FCC “will meet its responsibilities,” even with planned closures, says spokesman

The FCC maintains the agency can uphold its commitment to the public to respond to problems with public safety communications even with closures of approximately half of its Enforcement Bureau field offices and layoffs of bureau field staff by nearly two-thirds as the agency faces doing more work with less money.

We reported yesterday that NAB VP of Spectrum Policy Bob Weller believes the planned closures would leave the agency “inadequately prepared” to handle spectrum disputes.

Weller spent nine years in the FCC’s Enforcement Bureau Field Office operations. “I’ve had guns pointed at me,” he told Radio World recently. Fewer field offices and field agents could mean “disrupted emergency and AMBER alerts, unreliable police and fire communications and riskier air travel” among other “scary” possibilities, according to Weller, who worked in the bureau’s San Francisco Field Office and was also director of the Denver District Office.

The FCC has a different view. Under the proposal, “the commission would maintain its current commitment to respond to all public safety spectrum issues within one day, anywhere in the country, with the vast majority of the nation reachable within 4 to 6 hours,” according to an FCC spokesman. “If the proposal is adopted, the commission will meet its responsibilities while existing within today’s flat-line budget.”
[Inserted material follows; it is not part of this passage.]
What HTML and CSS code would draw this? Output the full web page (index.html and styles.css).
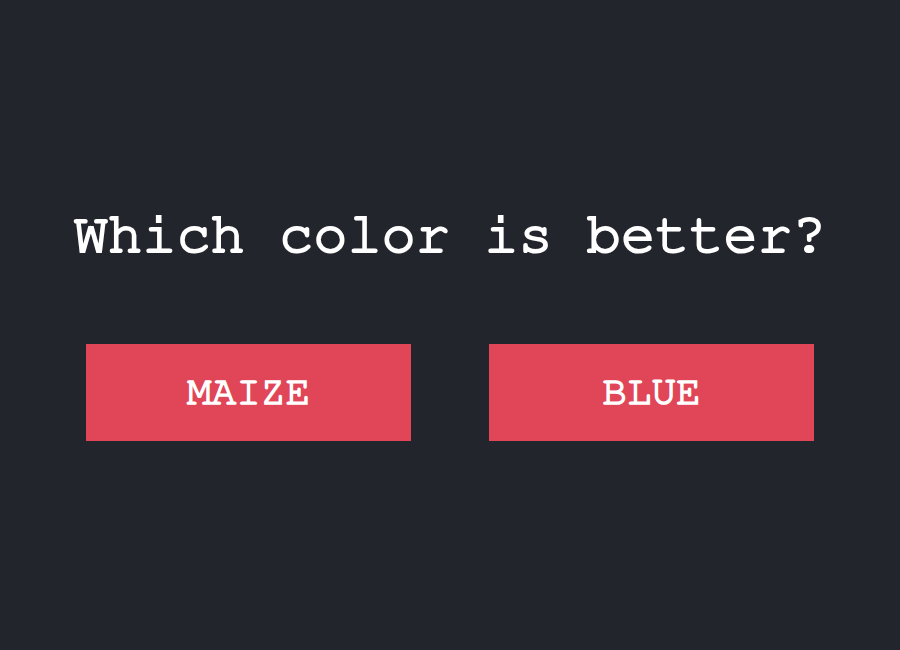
FILE: index.html
```html
<!DOCTYPE html>
<html>
<head>
<meta charset="utf-8">
<link rel="stylesheet" href="styles.css">
</head>
<body>
<main class="poll">
  <h1 class="question">Which color is better?</h1>
  <div class="choices">
    <button class="choice">MAIZE</button>
    <button class="choice">BLUE</button>
  </div>
</main>
</body>
</html>
```
FILE: styles.css
```css
html, body {
  margin: 0;
  padding: 0;
  height: 100%;
}
body {
  background: #23252c;
  font-family: "FreeMono", "Liberation Mono", monospace;
  color: #ffffff;
}
.poll {
  display: flex;
  flex-direction: column;
  align-items: center;
  padding-top: 200px;
}
.question {
  margin: 0 0 75px 0;
  font-size: 57px;
  font-weight: normal;
  -webkit-text-stroke: 2.2px #ffffff;
  line-height: 69px;
  text-align: center;
}
.choices {
  display: flex;
  gap: 78px;
}
.choice {
  width: 325px;
  height: 97px;
  border: none;
  background: #e04558;
  color: #ffffff;
  font-family: "FreeMono", "Liberation Mono", monospace;
  font-size: 41px;
  font-weight: normal;
  -webkit-text-stroke: 1.6px #ffffff;
  padding: 0 0 2px 0;
}
```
The 4–6-hour response time frame is part of a long-standing speed of service guideline, according to a current field office agent who spoke with Radio World. “What does respond mean? A response can be to call a guy and ask if the interference is still on. That’s a BS statistic. Response doesn’t mean roll the truck” out, said this engineer. He tells Radio World “our two largest clients are the FAA and the U.S. Coast Guard” and both use equipment that is susceptible to interference from jammers.

He spent much of his time working to resolve a cellular interference case yesterday, he said, as another example of what field agents do. Some of their work involves supporting local, state and national law enforcement and public safety agencies, as well as federal agencies such as the Department of Defense, FEMA and Homeland Security.